In Lesson 2, you'll set up Minikube—a local Kubernetes cluster—and run your first kubectl commands.


Try With AI

Before moving to hands-on work, solidify your understanding with these prompts:

Prompt 1: Test your declarative model understanding

Ask AI: "I have a Kubernetes Deployment with replicas: 3. One Pod crashes and gets stuck in CrashLoopBackOff. Explain what each Kubernetes component does in response."

Expected answer should mention: kubelet detects crash, restarts container, ReplicaSet controller monitors Pod status, scheduler not involved unless Pod is fully terminated.

Prompt 2: Control plane vs worker nodes

Ask AI: "If I have 3 worker nodes and the control plane node goes down, what happens to my running containers? What can't I do anymore?"

Expected answer: Running containers continue (kubelet keeps them alive), but you can't deploy new workloads, scale, or make changes (no API server).

Prompt 3: Why etcd matters

Ask AI: "If etcd loses all its data in a Kubernetes cluster, what happens? What's lost?"

Expected answer: Cluster state is lost—all Deployments, Services, ConfigMaps, Secrets. Running containers might continue but can't be managed. This is why etcd backups are critical.

Prompt 4: Reconciliation in practice

Ask AI: "I change my Deployment from replicas: 3 to replicas: 5. Walk me through exactly which controllers notice and what actions they take."

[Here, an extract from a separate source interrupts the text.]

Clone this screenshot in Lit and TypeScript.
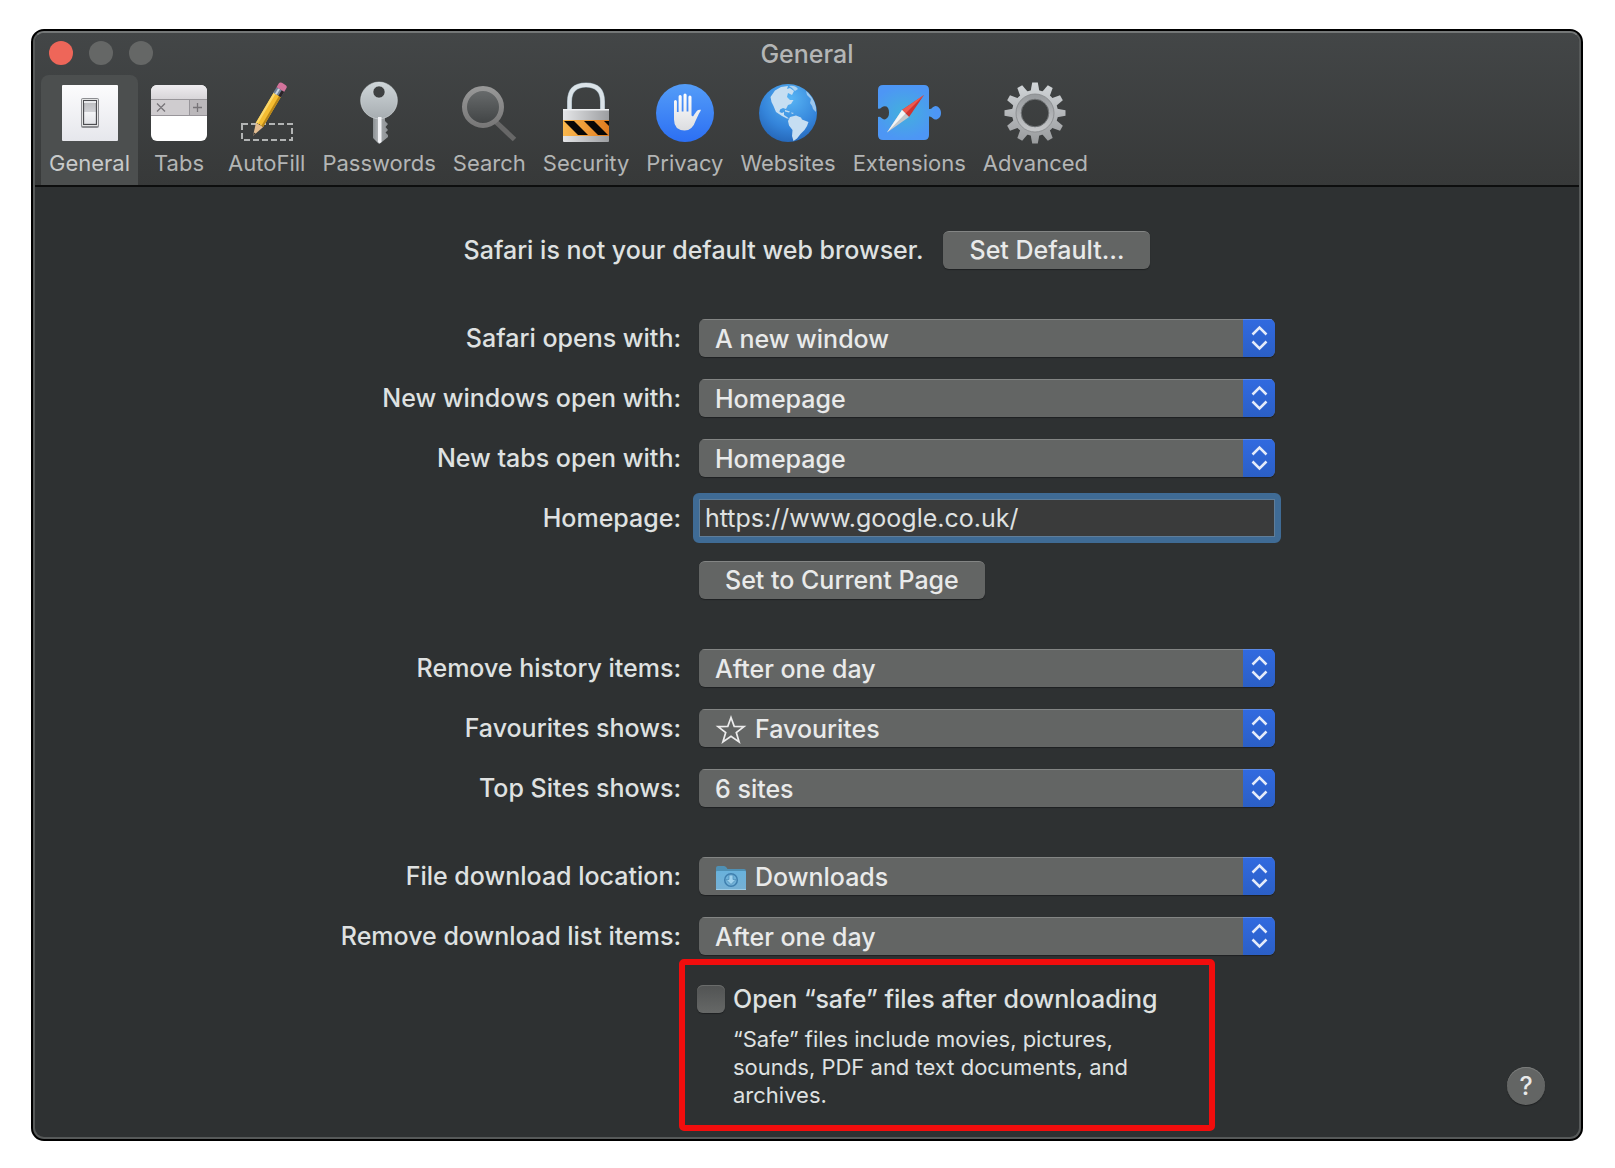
import { LitElement, html, svg, css, nothing } from "lit";
import { customElement, property, state } from "lit/decorators.js";
import { classMap } from "lit/directives/class-map.js";

const generalIcon = svg`
  <defs>
    <linearGradient id="plate" x1="0" y1="0" x2="0" y2="1"><stop offset="0" stop-color="#fcfcfd"/><stop offset="1" stop-color="#e6e7ec"/></linearGradient>
    <linearGradient id="rocker" x1="0" y1="0" x2="0" y2="1"><stop offset="0" stop-color="#b9babd"/><stop offset="0.46" stop-color="#cfd0d4"/><stop offset="0.5" stop-color="#f4f5f7"/><stop offset="1" stop-color="#e2e3e7"/></linearGradient>
  </defs>
  <rect x="4" y="4" width="56" height="56" rx="1" fill="url(#plate)"/>
  <rect x="23" y="17" width="18" height="30" rx="2" fill="#8d8e92"/>
  <rect x="24" y="18" width="16" height="27" rx="1" fill="#fff"/>
  <rect x="25.500" y="19.500" width="13" height="24" fill="url(#rocker)" stroke="#4c4d51" stroke-width="1.3"/>
  <rect x="26" y="20" width="12" height="2" fill="#e8e9ec"/>`;

const tabsIcon = svg`
  <defs>
    <linearGradient id="tabtop" x1="0" y1="0" x2="0" y2="1"><stop offset="0" stop-color="#eeecef"/><stop offset="1" stop-color="#d8d5d9"/></linearGradient>
    <clipPath id="tabclip"><rect x="4" y="4" width="56" height="56" rx="6"/></clipPath>
  </defs>
  <g clip-path="url(#tabclip)">
    <rect x="4" y="4" width="56" height="56" fill="#fff"/>
    <rect x="4" y="4" width="56" height="14" fill="url(#tabtop)"/>
    <rect x="4" y="18" width="56" height="17" fill="#cfcccf"/>
    <rect x="42" y="18" width="18" height="17" fill="#bbb8bb"/>
    <path d="M4 18.500H60M4 34.500H60M42.500 18V35" stroke="#98959a" fill="none"/>
    <path d="M10 22.500l8 8M18 22.500l-8 8M46 26.500h9M50.500 22v9" stroke="#777478" stroke-width="1.300" fill="none"/>
  </g>`;

const autofillIcon = svg`
  <rect x="7" y="43" width="50" height="16" fill="none" stroke="#b2b4b4" stroke-width="2" stroke-dasharray="6 3"/>
  <g transform="translate(18 55) rotate(30.500)">
    <path d="M0 0L-4.200-13H4.200Z" fill="#e3bd91"/>
    <path d="M0 0L-1-3.500H1Z" fill="#403c38"/>
    <path d="M-4.200-12.500V-48H4.200V-12.500Q3-15 1.500-12.500Q0-15-1.500-12.500Q-3-15-4.200-12.500Z" fill="#f5bd32"/>
    <path d="M-4.200-12.500V-48H-2V-13.500Z" fill="#fbd86b"/>
    <path d="M2-13.500V-48H4.200V-12.500Z" fill="#b98618"/>
    <rect x="-4.500" y="-54" width="9" height="6.500" fill="#6f7f96"/>
    <rect x="-2.500" y="-54" width="2" height="6.500" fill="#c7d3e0"/>
    <rect x="1.500" y="-54" width="3" height="6.500" fill="#2c2428"/>
    <path d="M-4.500-54V-58Q-4.500-60.500-2-60.500H2Q4.500-60.500 4.500-58V-54Z" fill="#d3739b"/>
  </g>`;

const passwordsIcon = svg`
  <defs>
    <linearGradient id="keyhead" x1="0" y1="0" x2="0" y2="1"><stop offset="0" stop-color="#cfd6d9"/><stop offset="1" stop-color="#a7adb1"/></linearGradient>
    <linearGradient id="keyblade" x1="0" y1="0" x2="1" y2="0"><stop offset="0" stop-color="#8b9093"/><stop offset="0.300" stop-color="#aaaeb1"/><stop offset="1" stop-color="#8d9194"/></linearGradient>
  </defs>
  <path d="M26 34H38V40L41 43L38.500 46L41 49L38.500 51.500L41 54V56L33 62.500H31.500L26 57Z" fill="url(#keyblade)"/>
  <path fill-rule="evenodd" d="M32 1A18.400 18.400 0 1 1 32 37.800A18.400 18.400 0 1 1 32 1ZM32 5A6 6 0 1 0 32 17A6 6 0 1 0 32 5Z" fill="url(#keyhead)" stroke="#dfe4e6" stroke-width="0.500"/>
  <path d="M31 36H34.500V61L32.500 62.500L31 61Z" fill="#f2f3f6"/>`;

const searchIcon = svg`
  <defs>
    <linearGradient id="lens" x1="0" y1="0" x2="0" y2="1"><stop offset="0" stop-color="#6a6d6e"/><stop offset="1" stop-color="#3f4243"/></linearGradient>
    <linearGradient id="rim" x1="0" y1="0" x2="0" y2="1"><stop offset="0" stop-color="#979797"/><stop offset="1" stop-color="#787878"/></linearGradient>
  </defs>
  <path d="M39 41L57.500 58.500" stroke="#676767" stroke-width="5" fill="none"/>
  <circle cx="26" cy="26" r="18.500" fill="url(#lens)" stroke="url(#rim)" stroke-width="5"/>`;

const securityIcon = svg`
  <defs>
    <linearGradient id="lockbody" x1="0" y1="0" x2="1" y2="0"><stop offset="0" stop-color="#e5e6e8"/><stop offset="1" stop-color="#9c9ea1"/></linearGradient>
    <linearGradient id="band" x1="0" y1="0" x2="1" y2="0"><stop offset="0" stop-color="#f9b84e"/><stop offset="1" stop-color="#e07c20"/></linearGradient>
    <clipPath id="bandclip"><rect x="9" y="40" width="46" height="14"/></clipPath>
  </defs>
  <path d="M15.500 30V20.500Q15.500 4 32 4Q48.500 4 48.500 20.500V30" fill="none" stroke="#8fa0aa" stroke-width="5"/>
  <path d="M15.500 30V20.500Q15.500 4 32 4Q48.500 4 48.500 20.500V30" fill="none" stroke="#dbe3e8" stroke-width="4"/>
  <rect x="9" y="28" width="46" height="33" rx="1" fill="url(#lockbody)"/>
  <rect x="9" y="28" width="46" height="1.500" fill="#eef0f2"/>
  <rect x="9" y="39" width="46" height="16" fill="url(#band)"/>
  <g clip-path="url(#bandclip)" fill="#080706">
    <path d="M9 39H19L35 55H25Z"/><path d="M29 39H39L55 55H45Z"/><path d="M49 39H55V45Z"/>
  </g>`;

const privacyIcon = svg`
  <defs>
    <linearGradient id="disc" x1="0" y1="0" x2="0" y2="1"><stop offset="0" stop-color="#549df8"/><stop offset="1" stop-color="#2c6ff3"/></linearGradient>
    <linearGradient id="palm" x1="0" y1="0" x2="0" y2="1"><stop offset="0" stop-color="#fff"/><stop offset="1" stop-color="#dcdde0"/></linearGradient>
  </defs>
  <circle cx="32" cy="32" r="29" fill="url(#disc)"/>
  <path d="M21 20.500Q21 19 22.400 19Q23.900 19 23.900 20.500V31H25.600V15.500Q25.600 14 27.100 14Q28.700 14 28.700 15.500V30.500H30.500V14Q30.500 12.500 32 12.500Q33.600 12.500 33.600 14V30.500H35.400V16Q35.400 14.500 36.900 14.500Q38.500 14.500 38.500 16V34.500L40 35.500Q42 32.500 44 29.800Q45.500 28.300 48 28.800Q47.500 30.500 46 32.500L42.500 40Q39.500 49.500 31.500 49.500Q21 49 21 38.500Z" fill="url(#palm)"/>`;

const websitesIcon = svg`
  <defs>
    <radialGradient id="sea" cx="0.550" cy="0.250" r="0.850"><stop offset="0" stop-color="#58b4f4"/><stop offset="0.600" stop-color="#3484da"/><stop offset="1" stop-color="#215eae"/></radialGradient>
    <clipPath id="globeclip"><circle cx="32" cy="32" r="29"/></clipPath>
  </defs>
  <circle cx="32" cy="32" r="29" fill="url(#sea)"/>
  <g clip-path="url(#globeclip)" fill="#c6def2">
    <path d="M14.500 16L19 9.500L25 6L32 5L31 8L34 7L38 10L36 14L32 12L31 16L34 19L37.500 19L35 23L32 24L30 28L27 27L24 28.500L23.500 31L26 32L28 31V34L31 36L33 37.500L31 37.500L26 35L20 31L17.500 25L15.500 21Z"/>
    <path d="M33 5Q39 4 42 8L39 10L36 7Z" opacity="0.800"/>
    <path d="M29 29L34 30.500L33 31.500L29 30.500ZM35 31.500L38 32L36 33Z"/>
    <path d="M34 36L40 34.500L45 36.500L46 38.500L52.500 41L51 45L48.500 49L44.500 53L41 57.500L37.500 60L36 55L36.500 49L33 44.500L32 40Z"/>
    <path d="M50 10Q54 13 58 20Q61 27 60 31L57 28Q56 24 54 22L55 18L51 14Z" opacity="0.700"/>
  </g>`;

const extensionsIcon = svg`
  <defs>
    <radialGradient id="puzzle" cx="0.420" cy="0.500" r="0.550"><stop offset="0" stop-color="#43b0dc"/><stop offset="0.900" stop-color="#4d96f5"/></radialGradient>
  </defs>
  <path d="M6 4H47Q52 4 52 9V28Q54 28.500 55.500 26.500Q58 24 60.500 25.500Q64 27.500 64 32Q64 36.500 60.500 38Q58 39.500 55.500 37Q54 35 52 35.500V54Q52 59 47 59H6Q1 59 1 54V36Q2.500 35 4.500 37Q7 39.500 9.500 37.500Q12 36 12 31.500Q12 27 9.500 25.500Q7 24.500 4.500 26.500Q2.500 28.500 1 27.500V9Q1 4 6 4Z" fill="url(#puzzle)"/>
  <path d="M47 14L25 29L32 36Z" fill="#cf3430"/>
  <path d="M47 14L25 29L28.500 32.500Z" fill="#ee5a50"/>
  <path d="M10 51.500L25 29L32 36Z" fill="#c5c8cb"/>
  <path d="M10 51.500L25 29L28.500 32.500Z" fill="#f4f5f6"/>`;

const teeth = Array.from({ length: 12 }, (_, i) => i * 30);
const advancedIcon = svg`
  <defs>
    <linearGradient id="gear" gradientUnits="userSpaceOnUse" x1="0" y1="-31" x2="0" y2="31"><stop offset="0" stop-color="#d3d7da"/><stop offset="1" stop-color="#989a9c"/></linearGradient>
    <linearGradient id="gearring" x1="0" y1="0" x2="0" y2="1"><stop offset="0" stop-color="#999c9f"/><stop offset="1" stop-color="#c3c5c7"/></linearGradient>
    <mask id="gearmask" maskUnits="userSpaceOnUse" x="-32" y="-32" width="64" height="64"><circle r="18.500" fill="none" stroke="#fff" stroke-width="9"/>
      ${teeth.map((a) => svg`<path transform="rotate(${a})" d="M-4.500-21L-2.800-30.500H2.800L4.500-21Z" fill="#fff"/>`)}
    </mask>
  </defs>
  <g transform="translate(32 32)">
    <rect x="-32" y="-32" width="64" height="64" fill="url(#gear)" mask="url(#gearmask)"/>
    <circle r="16.500" fill="none" stroke="url(#gearring)" stroke-width="5"/>
    <circle r="19" fill="none" stroke="#85888a" stroke-width="0.800"/>
    <circle r="13.800" fill="none" stroke="#737678" stroke-width="1"/>
  </g>`;

const starIcon = svg`<path d="M16 3.500L19.200 12.300L29 12.600L21.300 18.500L24.100 28L16 22.300L7.900 28L10.700 18.500L3 12.600L12.800 12.300Z" fill="none" stroke="#ececec" stroke-width="1.700" stroke-linejoin="miter"/>`;

const folderIcon = svg`
  <defs><linearGradient id="folder" x1="0" y1="0" x2="0" y2="1"><stop offset="0" stop-color="#69b2dc"/><stop offset="1" stop-color="#76b0d4"/></linearGradient></defs>
  <path d="M1 6Q1 4 3 4H9Q10.500 4 11.500 5.500L12.500 7H29Q31 7 31 9V12H1Z" fill="#4f90b4"/>
  <rect x="1" y="9" width="30" height="19" rx="1" fill="url(#folder)"/>
  <path d="M1 27.500H31" stroke="#9ccbe6" stroke-width="1"/>
  <circle cx="16" cy="18" r="6.300" fill="none" stroke="#3f7fae" stroke-width="1.500"/>
  <path d="M14 13H18V17.500H21L16 22.500L11 17.500H14Z" fill="#9fd2ee" stroke="#4a8cb8" stroke-width="0.700"/>`;

const TABS = [
  { name: "General", icon: generalIcon },
  { name: "Tabs", icon: tabsIcon },
  { name: "AutoFill", icon: autofillIcon },
  { name: "Passwords", icon: passwordsIcon },
  { name: "Search", icon: searchIcon },
  { name: "Security", icon: securityIcon },
  { name: "Privacy", icon: privacyIcon },
  { name: "Websites", icon: websitesIcon },
  { name: "Extensions", icon: extensionsIcon },
  { name: "Advanced", icon: advancedIcon },
];

@customElement("popup-row")
class PopupRow extends LitElement {
  @property() label = "";
  @property() value = "";
  @property({ attribute: false }) icon: unknown = null;

  static styles = css`
    :host { display: grid; grid-template-columns: subgrid; grid-column: 1 / -1; align-items: center; }
    label { text-align: right; white-space: nowrap; }
    .popup { display: grid; grid-template-columns: 48px 1fr 32px; height: 38px; border-radius: 6px;
      overflow: hidden; background: #636564; box-shadow: 0 1px 1px #1f2122; }
    select { grid-area: 1 / 1 / 2 / 4; width: 100%; min-width: 0; margin: 0; padding: 0 40px 2px 16px; border: 0;
      border-top: 1px solid #838584; appearance: none; background: transparent; color: #e9eaea; font: inherit; outline: none; }
    option { background: #3a3c3c; }
    select.with-icon { padding-left: 56px; }
    .icon { grid-area: 1 / 1; z-index: 1; width: 32px; height: 32px; justify-self: end; align-self: center; pointer-events: none; }
    .arrows { grid-area: 1 / 3; z-index: 1; width: 32px; height: 38px; pointer-events: none;
      background: linear-gradient(#316ae0, #2b5fc6); box-shadow: inset 0 1px #5b89e6; }
  `;

  render() {
    return html`
      <label for="field">${this.label}</label>
      <div class="popup">
        <select id="field" class=${classMap({ "with-icon": !!this.icon })}>
          <option>${this.value}</option>
        </select>
        ${this.icon ? html`<svg class="icon" viewBox="0 0 32 32" aria-hidden="true">${this.icon}</svg>` : nothing}
        <svg class="arrows" viewBox="0 0 32 38" aria-hidden="true">
          <path d="M9.500 15.500L16.500 8.500L23.500 15.500M9.500 22.500L16.500 29.500L23.500 22.500" fill="none" stroke="#e4ebfa" stroke-width="2.500"/>
        </svg>
      </div>`;
  }
}

@customElement("app-root")
class AppRoot extends LitElement {
  @state() private active = "General";

  static styles = css`
    * { box-sizing: border-box; }
    :host { display: block; padding: 29px 32px 25px 31px; background: #fff; color: #dfe1e1;
      font: 500 25px/38px Inter, "Liberation Sans", sans-serif; }
    button, input { font: inherit; }
    .window { border: 2px solid #000; border-radius: 13px; background: #000; }
    .frame { border: 2px solid #565959; border-top-color: #747777; border-radius: 11px; overflow: hidden; background: #2e3132; }
    header { background: linear-gradient(#434647, #373939); border-bottom: 2px solid #0d0e0e; }
    .titlebar { display: grid; grid-template-columns: 1fr auto 1fr; align-items: center; height: 42px; padding: 0 14px; }
    .lights { display: flex; gap: 16px; padding-bottom: 2px; }
    .light { width: 24px; height: 24px; padding: 0; border: 0; border-radius: 50%; background: #656766; }
    .close { background: #ee6659; }
    h1 { margin: 0; font-size: 25px; font-weight: 500; color: #b4b6b6; }
    .tabs { display: flex; gap: 1px; padding: 0 6px; }
    .tab { display: flex; flex-direction: column; align-items: center; gap: 4px; padding: 6px 8px 8px; border: 0;
      border-radius: 8px 8px 0 0; background: transparent; color: #b3b5b5; font-size: 22px; font-weight: 400; line-height: 28px; }
    .tab.active { background: #4c4f4f; color: #c8caca; }
    .tab svg { width: 64px; height: 64px; }
    .body { display: grid; }
    .content { grid-area: 1 / 1; padding: 44px 0 6px; }
    .default { display: flex; justify-content: center; align-items: center; gap: 20px; margin-bottom: 50px; }
    .default p { margin: 0; }
    .push { height: 38px; padding: 0 26px 2px; border: 0; border-top: 1px solid #838584; border-radius: 6px;
      background: #636564; box-shadow: 0 1px 1px #1f2122; color: #e9eaea; line-height: 34px; }
    .form { display: grid; grid-template-columns: 342px 576px; column-gap: 18px; row-gap: 50px; justify-content: center; }
    .group { display: grid; grid-template-columns: subgrid; grid-column: 1 / -1; row-gap: 22px; }
    .group label { text-align: right; }
    .url { height: 50px; min-width: 0; margin: -6px; padding: 0 6px; border: 6px solid #3f6b95; border-radius: 6px;
      background: #3a3b3b; box-shadow: inset 0 0 0 1px #5f7d99; color: #dfe1e1; font-weight: 400; outline: none; }
    .set { grid-column: 2; justify-self: start; margin-top: 2px; }
    .note { grid-column: 2; width: 536px; margin: -18px 0 0 -20px; padding: 20px 12px 16px; border: 6px solid #f20d0d; border-radius: 5px;
      display: grid; grid-template-columns: 28px 1fr; column-gap: 8px; row-gap: 12px; }
    .note input { appearance: none; width: 28px; height: 28px; margin: 0; border-radius: 6px;
      background: linear-gradient(#515353, #666867); box-shadow: 0 1px 1px #1f2122, inset 0 1px #6a6c6b; }
    .note label { line-height: 28px; text-align: left; white-space: nowrap; }
    .note p { grid-column: 2; width: 410px; margin: 0; font-size: 22px; font-weight: 400; line-height: 28px; }
    .help { grid-area: 1 / 1; align-self: end; justify-self: end; width: 38px; height: 38px; margin: 0 34px 32px; padding: 0;
      border: 0; border-radius: 50%; background: #636564; box-shadow: 0 1px 1px #1f2122, inset 0 1px #7b7d7c; color: #e9eaea; line-height: 38px; z-index: 1; }
  `;

  render() {
    return html`
      <main class="window">
        <div class="frame">
          <header>
            <div class="titlebar">
              <div class="lights">
                <button class="light close" aria-label="Close"></button>
                <button class="light" aria-label="Minimise"></button>
                <button class="light" aria-label="Zoom"></button>
              </div>
              <h1>${this.active}</h1>
            </div>
            <nav class="tabs">
              ${TABS.map((t) => html`
                <button class=${classMap({ tab: true, active: t.name === this.active })} @click=${() => (this.active = t.name)}>
                  <svg viewBox="0 0 64 64" aria-hidden="true">${t.icon}</svg>
                  <span>${t.name}</span>
                </button>`)}
            </nav>
          </header>
          <div class="body">
            <div class="content">
              <div class="default">
                <p>Safari is not your default web browser.</p>
                <button class="push">Set Default…</button>
              </div>
              <div class="form">
                <div class="group">
                  <popup-row label="Safari opens with:" value="A new window"></popup-row>
                  <popup-row label="New windows open with:" value="Homepage"></popup-row>
                  <popup-row label="New tabs open with:" value="Homepage"></popup-row>
                  <label for="homepage">Homepage:</label>
                  <input id="homepage" class="url" type="text" value="https://www.google.co.uk/" />
                  <button class="push set">Set to Current Page</button>
                </div>
                <div class="group">
                  <popup-row label="Remove history items:" value="After one day"></popup-row>
                  <popup-row label="Favourites shows:" value="Favourites" .icon=${starIcon}></popup-row>
                  <popup-row label="Top Sites shows:" value="6 sites"></popup-row>
                </div>
                <div class="group">
                  <popup-row label="File download location:" value="Downloads" .icon=${folderIcon}></popup-row>
                  <popup-row label="Remove download list items:" value="After one day"></popup-row>
                  <div class="note">
                    <input id="safe" type="checkbox" />
                    <label for="safe">Open “safe” files after downloading</label>
                    <p>“Safe” files include movies, pictures, sounds, PDF and text documents, and archives.</p>
                  </div>
                </div>
              </div>
            </div>
            <button class="help" aria-label="Help">?</button>
          </div>
        </div>
      </main>`;
  }
}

Expected answer should trace: Deployment controller creates/updates ReplicaSet, ReplicaSet controller sees 3 Pods but wants 5, creates 2 Pod objects, scheduler assigns them, kubelets start containers.

Prompt 5: Kubernetes vs Docker

Ask AI: "My teammate says 'just use Docker Compose for production.' What's missing compared to Kubernetes?"

Expected answer: Multi-machine orchestration, automatic failover across nodes, rolling updates across a fleet, service discovery at scale, built-in load balancing.